The University responded by saying that it would investigate the problem. Sixteen students were required to leave the University for their part in the November 19 demonstration.

SDS is predominantly white, and for most of the Fall few blacks took part in demonstrations concerning the painters' helpers. On December 5, however, the Harvard Organization for Black Unity (OBU) seized University Hall. They issued three demands:

That Harvard raise the wages of all painters' helpers to those of painters and abolish the painters' helper category;

That 20 per cent of all workers employed at present and future construction sites be black or third world;

And that a mechanism be established to provide for a compliance officer to supervise those sites.

The 175 OBU members left University Hall after Administration spokesman Archibald Cox, professor of Law, agreed to negotiate the demands. Negotiations broke down six days later, chiefly because of disagreement over the 20 per cent figure. The administration charged that the figure was too high and that it did not correspond to the percentage of black workers in the Boston area as indicated by the 1960 census. OBU said that the 1960 figure was out of date, and that black and third world people constituted actually more than 20 per cent of the Boston population.

On December 11, OBU seized University Hall for the second time. The University first announced that the 91 blacks in the Hall were suspended and then obtained a court injunction against the demonstration. The blacks left the building at 4:45 p.m. after holding it for more than five hours.

Three developments cooled the situation in the following weeks.
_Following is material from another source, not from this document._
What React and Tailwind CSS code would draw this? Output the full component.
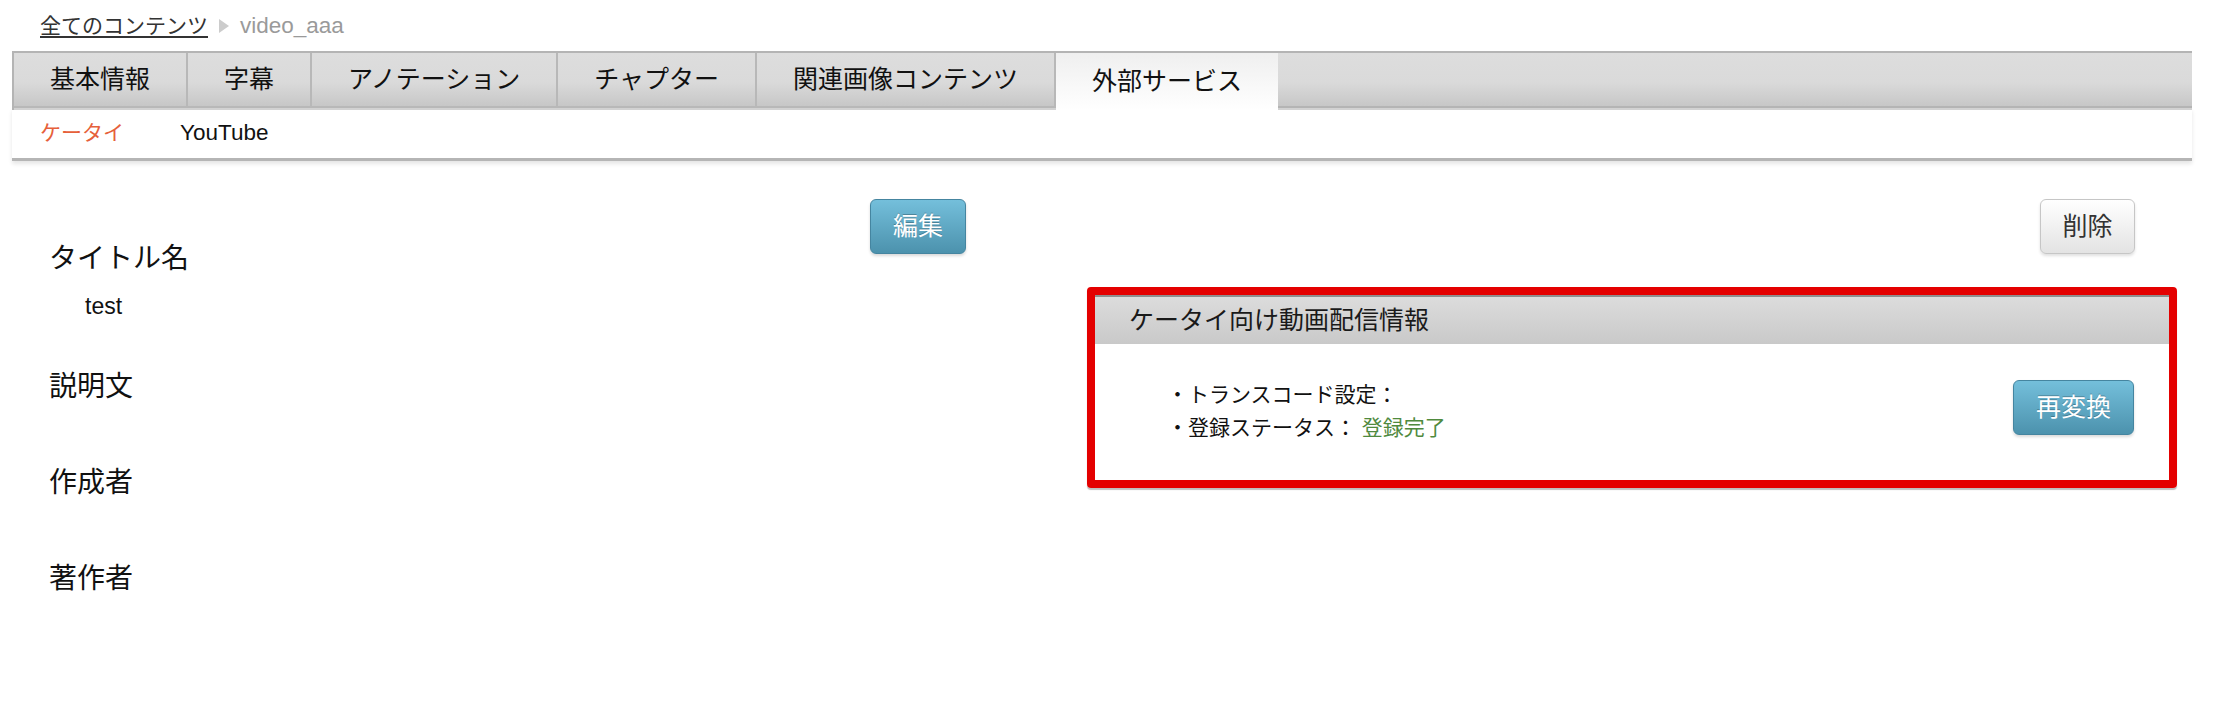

A new contract with the painters was negotiated which provided a mechanism for promoting the helpers. It did not, however, provide for immediate or automatic promotion.

In addition, the University appointed Clifford Alexander '54, former chairman of the Equal Opportunities Commission, to form a comprehensive minority hiring program for the University. Two new building contracts which the University signed on February 9, one for Gutman Library at the Education School and the other for an extension of Paine Hall, provided for the hiring of between 19 and 23 per cent black workers.